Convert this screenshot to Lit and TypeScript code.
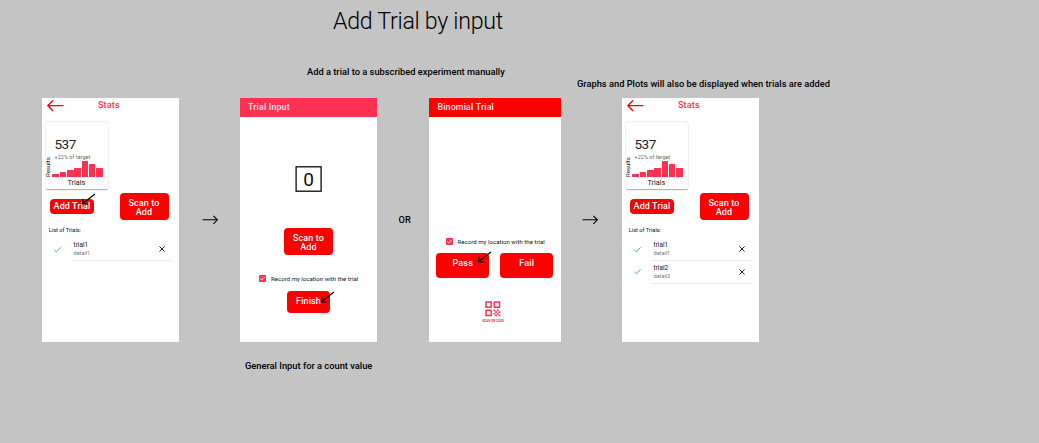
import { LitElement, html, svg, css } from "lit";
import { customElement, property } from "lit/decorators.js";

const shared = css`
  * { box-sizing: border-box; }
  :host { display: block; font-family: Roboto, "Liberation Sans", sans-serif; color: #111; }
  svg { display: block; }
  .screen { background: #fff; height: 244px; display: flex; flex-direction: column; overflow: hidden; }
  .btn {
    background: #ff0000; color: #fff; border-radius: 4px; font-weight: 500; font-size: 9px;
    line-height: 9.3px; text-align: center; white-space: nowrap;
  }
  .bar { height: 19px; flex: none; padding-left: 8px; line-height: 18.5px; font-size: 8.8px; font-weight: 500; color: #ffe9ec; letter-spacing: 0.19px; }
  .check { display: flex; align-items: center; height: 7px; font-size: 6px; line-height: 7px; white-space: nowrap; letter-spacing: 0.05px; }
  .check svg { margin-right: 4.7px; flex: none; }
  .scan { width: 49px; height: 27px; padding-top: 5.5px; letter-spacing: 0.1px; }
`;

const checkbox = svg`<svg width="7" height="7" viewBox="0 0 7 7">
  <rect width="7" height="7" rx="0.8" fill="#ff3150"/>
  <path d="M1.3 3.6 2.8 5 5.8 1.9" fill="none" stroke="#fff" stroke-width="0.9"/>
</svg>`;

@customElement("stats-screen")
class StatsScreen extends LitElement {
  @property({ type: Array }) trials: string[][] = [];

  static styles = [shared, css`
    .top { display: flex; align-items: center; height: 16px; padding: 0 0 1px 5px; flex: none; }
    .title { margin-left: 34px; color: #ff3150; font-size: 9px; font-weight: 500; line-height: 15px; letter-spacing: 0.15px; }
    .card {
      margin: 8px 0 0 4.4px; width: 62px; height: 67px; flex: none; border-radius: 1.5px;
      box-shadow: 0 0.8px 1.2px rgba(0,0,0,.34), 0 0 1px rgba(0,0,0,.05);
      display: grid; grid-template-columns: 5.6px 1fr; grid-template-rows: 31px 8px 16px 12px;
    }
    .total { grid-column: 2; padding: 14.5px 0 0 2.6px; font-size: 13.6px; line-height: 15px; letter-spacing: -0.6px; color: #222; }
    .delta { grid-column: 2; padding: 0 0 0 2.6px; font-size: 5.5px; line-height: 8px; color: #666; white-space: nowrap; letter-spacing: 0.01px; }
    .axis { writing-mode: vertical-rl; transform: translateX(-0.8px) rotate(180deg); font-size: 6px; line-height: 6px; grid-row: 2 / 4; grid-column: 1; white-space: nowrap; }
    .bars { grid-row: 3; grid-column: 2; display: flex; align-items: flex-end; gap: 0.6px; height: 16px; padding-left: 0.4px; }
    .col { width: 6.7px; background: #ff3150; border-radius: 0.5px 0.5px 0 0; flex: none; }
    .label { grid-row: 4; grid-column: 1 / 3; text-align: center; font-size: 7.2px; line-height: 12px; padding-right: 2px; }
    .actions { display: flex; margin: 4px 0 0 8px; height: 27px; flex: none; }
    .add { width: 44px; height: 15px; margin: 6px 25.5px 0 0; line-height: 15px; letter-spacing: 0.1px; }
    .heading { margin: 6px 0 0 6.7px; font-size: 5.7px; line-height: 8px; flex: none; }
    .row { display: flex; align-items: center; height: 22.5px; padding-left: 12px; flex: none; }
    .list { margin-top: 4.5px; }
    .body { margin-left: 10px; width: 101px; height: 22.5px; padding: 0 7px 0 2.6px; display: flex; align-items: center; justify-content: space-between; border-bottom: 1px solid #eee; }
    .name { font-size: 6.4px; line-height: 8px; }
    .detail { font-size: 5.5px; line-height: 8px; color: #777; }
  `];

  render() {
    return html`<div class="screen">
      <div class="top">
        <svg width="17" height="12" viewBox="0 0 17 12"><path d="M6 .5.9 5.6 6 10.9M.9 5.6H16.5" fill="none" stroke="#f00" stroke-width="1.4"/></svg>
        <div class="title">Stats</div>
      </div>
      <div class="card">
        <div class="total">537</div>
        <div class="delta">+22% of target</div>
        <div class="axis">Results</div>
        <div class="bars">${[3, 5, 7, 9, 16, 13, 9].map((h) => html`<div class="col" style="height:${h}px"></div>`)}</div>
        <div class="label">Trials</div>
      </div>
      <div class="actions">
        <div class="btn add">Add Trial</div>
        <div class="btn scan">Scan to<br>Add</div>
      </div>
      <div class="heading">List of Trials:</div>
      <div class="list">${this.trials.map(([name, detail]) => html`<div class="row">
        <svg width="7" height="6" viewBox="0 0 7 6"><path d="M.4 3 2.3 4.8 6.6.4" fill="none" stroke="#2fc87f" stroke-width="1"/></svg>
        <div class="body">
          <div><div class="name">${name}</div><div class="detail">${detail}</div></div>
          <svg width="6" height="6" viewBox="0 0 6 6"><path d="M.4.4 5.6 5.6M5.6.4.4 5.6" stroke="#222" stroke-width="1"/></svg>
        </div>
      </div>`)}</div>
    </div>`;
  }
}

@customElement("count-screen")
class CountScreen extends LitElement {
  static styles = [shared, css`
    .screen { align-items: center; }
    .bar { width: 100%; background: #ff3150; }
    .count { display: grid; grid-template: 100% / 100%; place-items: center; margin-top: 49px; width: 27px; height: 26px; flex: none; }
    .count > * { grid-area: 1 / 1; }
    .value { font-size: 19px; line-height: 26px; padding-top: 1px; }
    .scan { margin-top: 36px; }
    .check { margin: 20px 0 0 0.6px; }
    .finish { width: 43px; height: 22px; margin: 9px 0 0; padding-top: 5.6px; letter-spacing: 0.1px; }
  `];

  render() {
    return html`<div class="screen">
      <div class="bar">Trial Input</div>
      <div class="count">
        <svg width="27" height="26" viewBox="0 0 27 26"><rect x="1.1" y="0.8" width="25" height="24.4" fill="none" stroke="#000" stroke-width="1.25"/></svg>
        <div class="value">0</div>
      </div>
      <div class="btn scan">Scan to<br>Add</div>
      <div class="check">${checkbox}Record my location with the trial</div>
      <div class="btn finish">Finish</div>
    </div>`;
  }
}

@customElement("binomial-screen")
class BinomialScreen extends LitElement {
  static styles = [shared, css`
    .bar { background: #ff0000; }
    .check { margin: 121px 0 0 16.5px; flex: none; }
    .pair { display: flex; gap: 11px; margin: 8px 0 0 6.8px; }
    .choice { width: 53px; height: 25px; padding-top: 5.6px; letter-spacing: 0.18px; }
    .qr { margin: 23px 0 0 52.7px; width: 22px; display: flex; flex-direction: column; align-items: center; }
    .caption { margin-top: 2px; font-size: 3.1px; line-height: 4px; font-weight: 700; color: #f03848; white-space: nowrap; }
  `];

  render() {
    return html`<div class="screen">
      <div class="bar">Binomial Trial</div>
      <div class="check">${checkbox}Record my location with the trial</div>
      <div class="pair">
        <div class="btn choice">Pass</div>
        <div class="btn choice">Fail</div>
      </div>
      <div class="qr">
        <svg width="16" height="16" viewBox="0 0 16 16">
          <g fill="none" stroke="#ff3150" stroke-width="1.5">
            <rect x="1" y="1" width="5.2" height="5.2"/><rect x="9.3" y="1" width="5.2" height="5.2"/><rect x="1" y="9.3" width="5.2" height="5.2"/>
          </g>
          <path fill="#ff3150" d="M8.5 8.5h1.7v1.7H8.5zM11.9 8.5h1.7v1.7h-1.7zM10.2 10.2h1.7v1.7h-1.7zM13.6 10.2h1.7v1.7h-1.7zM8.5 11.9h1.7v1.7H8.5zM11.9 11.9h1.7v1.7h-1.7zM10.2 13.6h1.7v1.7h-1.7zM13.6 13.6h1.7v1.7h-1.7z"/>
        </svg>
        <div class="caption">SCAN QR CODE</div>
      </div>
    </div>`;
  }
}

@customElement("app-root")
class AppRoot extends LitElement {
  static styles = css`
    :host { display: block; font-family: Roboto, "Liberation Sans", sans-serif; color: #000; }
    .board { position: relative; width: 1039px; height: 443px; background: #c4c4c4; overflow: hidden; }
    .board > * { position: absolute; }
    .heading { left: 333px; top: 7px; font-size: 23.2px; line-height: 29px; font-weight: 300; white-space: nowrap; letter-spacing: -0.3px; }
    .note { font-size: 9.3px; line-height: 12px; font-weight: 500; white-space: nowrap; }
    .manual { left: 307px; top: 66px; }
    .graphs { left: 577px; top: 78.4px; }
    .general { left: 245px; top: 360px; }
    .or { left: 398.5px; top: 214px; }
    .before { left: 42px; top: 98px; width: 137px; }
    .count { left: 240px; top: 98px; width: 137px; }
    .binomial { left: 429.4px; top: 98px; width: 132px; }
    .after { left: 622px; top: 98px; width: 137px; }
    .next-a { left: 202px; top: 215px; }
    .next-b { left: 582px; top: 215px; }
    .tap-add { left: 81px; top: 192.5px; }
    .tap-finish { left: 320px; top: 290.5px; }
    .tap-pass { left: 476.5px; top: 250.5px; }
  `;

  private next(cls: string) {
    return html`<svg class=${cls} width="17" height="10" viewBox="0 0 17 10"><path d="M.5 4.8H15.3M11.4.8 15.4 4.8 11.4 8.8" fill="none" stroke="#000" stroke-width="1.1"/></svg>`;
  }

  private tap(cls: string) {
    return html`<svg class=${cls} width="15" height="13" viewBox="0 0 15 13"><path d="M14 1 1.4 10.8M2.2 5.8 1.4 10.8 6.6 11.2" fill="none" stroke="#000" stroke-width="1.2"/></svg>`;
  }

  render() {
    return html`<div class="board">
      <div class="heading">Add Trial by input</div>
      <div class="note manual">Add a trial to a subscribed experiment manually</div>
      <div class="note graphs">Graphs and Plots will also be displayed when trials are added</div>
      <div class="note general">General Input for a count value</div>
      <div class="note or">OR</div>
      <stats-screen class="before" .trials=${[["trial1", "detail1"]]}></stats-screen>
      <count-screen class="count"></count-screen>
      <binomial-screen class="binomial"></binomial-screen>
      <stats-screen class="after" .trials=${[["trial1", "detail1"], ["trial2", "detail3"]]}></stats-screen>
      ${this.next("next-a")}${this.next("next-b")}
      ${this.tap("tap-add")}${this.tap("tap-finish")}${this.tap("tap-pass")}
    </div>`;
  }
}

○ ○ ○ ○ ○ ○ ○

## Exercise aim
Write out exactly the opening lines of the data, stopping after the line that holds "string[][] = [];". Exclude pictures.

## Answer for this exercise
Convert this screenshot to Lit and TypeScript code.
import { LitElement, html, svg, css } from "lit";
import { customElement, property } from "lit/decorators.js";

const shared = css`
  * { box-sizing: border-box; }
  :host { display: block; font-family: Roboto, "Liberation Sans", sans-serif; color: #111; }
  svg { display: block; }
  .screen { background: #fff; height: 244px; display: flex; flex-direction: column; overflow: hidden; }
  .btn {
    background: #ff0000; color: #fff; border-radius: 4px; font-weight: 500; font-size: 9px;
    line-height: 9.3px; text-align: center; white-space: nowrap;
  }
  .bar { height: 19px; flex: none; padding-left: 8px; line-height: 18.5px; font-size: 8.8px; font-weight: 500; color: #ffe9ec; letter-spacing: 0.19px; }
  .check { display: flex; align-items: center; height: 7px; font-size: 6px; line-height: 7px; white-space: nowrap; letter-spacing: 0.05px; }
  .check svg { margin-right: 4.7px; flex: none; }
  .scan { width: 49px; height: 27px; padding-top: 5.5px; letter-spacing: 0.1px; }
`;

const checkbox = svg`<svg width="7" height="7" viewBox="0 0 7 7">
  <rect width="7" height="7" rx="0.8" fill="#ff3150"/>
  <path d="M1.3 3.6 2.8 5 5.8 1.9" fill="none" stroke="#fff" stroke-width="0.9"/>
</svg>`;

@customElement("stats-screen")
class StatsScreen extends LitElement {
  @property({ type: Array }) trials: string[][] = [];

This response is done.